Human Insecurity in South Africa and Zimbabwe: How the COVID-19 Pandemic Exposed the New Reality

by Cyprian Muchemwa, David Makwerere, Emmaculate Tsitsi Ngwerume

Published: April 27, 2026 • DOI: 10.51244/IJRSI.2026.1315PH00073

Abstract

The COVID-19 pandemic which started in China spread into the Southern African region when South Africa recorded its first case in March 2020. By mid-2023, when the pandemic finally subsided, the Southern African Development Community (SADC) region had become the most affected region in Africa after recording more than 4,5 million infections and more than 100,000 deaths.

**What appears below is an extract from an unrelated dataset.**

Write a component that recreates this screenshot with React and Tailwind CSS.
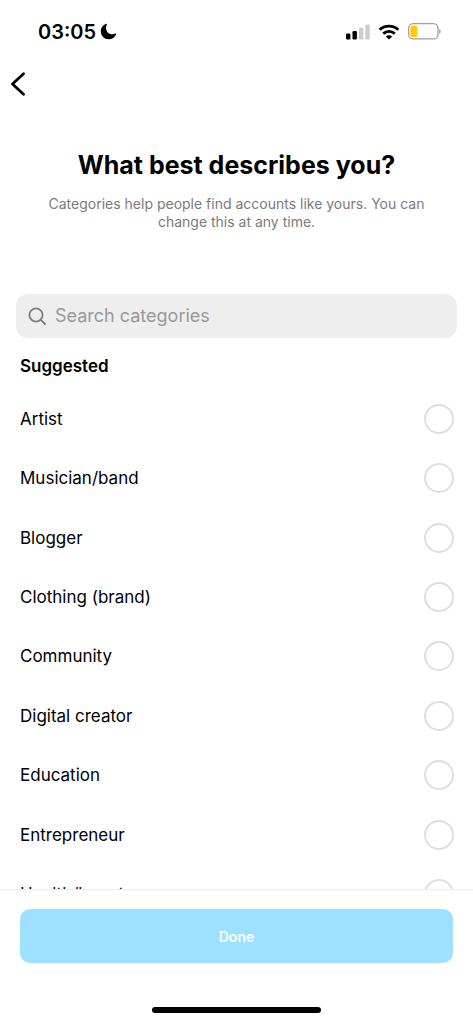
import React, { useState } from "react";

const categories = [
  "Artist",
  "Musician/band",
  "Blogger",
  "Clothing (brand)",
  "Community",
  "Digital creator",
  "Education",
  "Entrepreneur",
  "Health/beauty",
];

const StatusBar = () => (
  <div className="flex h-[63px] items-center justify-between pl-[38px] pr-8">
    <div className="flex items-center gap-1">
      <span className="text-[20px] font-semibold leading-6">03:05</span>
      <svg viewBox="0 0 17 17" className="h-[17px] w-[17px]" aria-hidden="true">
        <path
          d="M6.3 0.8C3 1.9 0.8 4.9 0.8 8.3c0 4.5 3.6 8 8 8 3.3 0 6.2-2 7.4-5.1.2-.5-.2-.8-.6-.6-1 .5-2 .7-3.1.7-3.9 0-6.5-2.7-6.5-6.5 0-1.2.3-2.3.9-3.3.3-.5-.1-.9-.6-.7Z"
          fill="#000"
        />
      </svg>
    </div>
    <div className="flex items-center gap-2">
      <svg viewBox="0 0 24 16" className="h-4 w-6" aria-hidden="true">
        <rect x="0" y="9.5" width="4.4" height="6" rx="1.2" />
        <rect x="6.5" y="7" width="4.4" height="8.5" rx="1.2" />
        <rect x="13" y="3.7" width="4.4" height="11.8" rx="1.2" fill="#cccccc" />
        <rect x="19.3" y="0.5" width="4.4" height="15" rx="1.2" fill="#cccccc" />
      </svg>
      <svg viewBox="0 0 22 16" className="h-4 w-[22px]" fill="none" stroke="#000" aria-hidden="true">
        <path d="M1.7 5.8C6.9.9 15.1.9 20.3 5.8" strokeWidth="2.9" />
        <path d="M5.2 9.6c3.3-3 8.3-3 11.6 0" strokeWidth="2.9" />
        <path d="M7.8 12.4c1.8-1.6 4.6-1.6 6.4 0L11 15.6Z" fill="#000" stroke="none" />
      </svg>
      <svg viewBox="0 0 33 17" className="h-[17px] w-[33px]" aria-hidden="true">
        <rect x="0.7" y="0.7" width="29.3" height="15.2" rx="4.5" fill="none" stroke="#a0a0a0" strokeWidth="1.3" />
        <rect x="2.4" y="2.4" width="7" height="11.8" rx="2.5" fill="#ffcc00" />
        <path d="M31.3 6v4.8c1.8-.8 1.8-4 0-4.8Z" fill="#8e8e8e" />
      </svg>
    </div>
  </div>
);

const CategoryRow = ({ name, checked, onSelect }) => (
  <label className="flex items-center justify-between pl-5 pr-[19px]">
    <span className="text-[17px] leading-6">{name}</span>
    <input
      type="radio"
      name="category"
      checked={checked}
      onChange={onSelect}
      className="h-[30px] w-[30px] appearance-none rounded-full border-2 border-[#dbdfe2] bg-white checked:border-8 checked:border-[#0095f6]"
    />
  </label>
);

export default function App() {
  const [query, setQuery] = useState("");
  const [selected, setSelected] = useState(null);

  const visible = categories.filter((name) =>
    name.toLowerCase().includes(query.toLowerCase())
  );

  return (
    <div className="flex h-screen flex-col bg-white font-['Inter',sans-serif] text-black">
      <StatusBar />

      <header className="flex h-[42px] items-center pl-[10px]">
        <button type="button" aria-label="Back">
          <svg viewBox="0 0 16 24" className="h-6 w-4" fill="none" stroke="#000" strokeWidth="2.8" strokeLinecap="round" strokeLinejoin="round" aria-hidden="true">
            <path d="M13.5 1.7 2.5 12l11 10.3" />
          </svg>
        </button>
      </header>

      <main className="flex min-h-0 flex-1 flex-col overflow-hidden">
        <div className="px-10 pt-11 text-center">
          <h1 className="text-[25px] font-bold leading-8">What best describes you?</h1>
          <p className="mt-[14px] text-[14px] leading-[18px] text-[#7b7b7b]">
            Categories help people find accounts like yours. You can change this at any time.
          </p>
        </div>

        <div className="mx-4 mt-[63px] flex h-11 shrink-0 items-center gap-[9px] rounded-xl bg-[#eeeeee] px-3">
          <svg viewBox="0 0 18 18" className="h-[18px] w-[18px]" fill="none" stroke="#7c7c7c" strokeWidth="1.8" strokeLinecap="round" aria-hidden="true">
            <circle cx="8" cy="8" r="6.6" />
            <path d="m12.8 12.8 4.2 4.2" />
          </svg>
          <input
            type="text"
            aria-label="Search categories"
            placeholder="Search categories"
            value={query}
            onChange={(e) => setQuery(e.target.value)}
            className="min-w-0 flex-1 bg-transparent text-[18px] leading-6 outline-none placeholder:text-[#98989b]"
          />
        </div>

        <h2 className="mt-4 px-5 text-[17px] font-semibold leading-6">Suggested</h2>

        <div className="mt-[11px] grid min-h-[535px] shrink-0 auto-rows-fr">
          {visible.map((name) => (
            <CategoryRow
              key={name}
              name={name}
              checked={selected === name}
              onSelect={() => setSelected(name)}
            />
          ))}
        </div>
      </main>

      <footer className="border-t border-[#ededed] bg-white px-5 pb-[10px] pt-[19px]">
        <button
          type="button"
          className="h-[54px] w-full rounded-[10px] bg-[#9de0ff] text-[14px] font-semibold text-white"
        >
          Done
        </button>
        <div className="mx-auto mt-11 h-[6px] w-[169px] rounded-full bg-black" />
      </footer>
    </div>
  );
}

Focusing on the SADC region’s two countries, this paper examines how lack of decent health facilities worsened the plight of less privileged citizens in the face of the deadly virus. The challenges faced by the less privileged and the impact of the pandemic demonstrated that it was not only the virus that killed people, but lack of access, poverty and inequalities. The paper further argues that the COVID-19 pandemic served as an exposé of several decades of policy misalignment, which conflates state security and human security. The paper posits that the COVID-19 pandemic should serve as a wake-up call not just at the national, regional, and global levels, but also to realign thinking and policy in line with the reality that non-military threats now pose more harm than ever before in the history of humanity.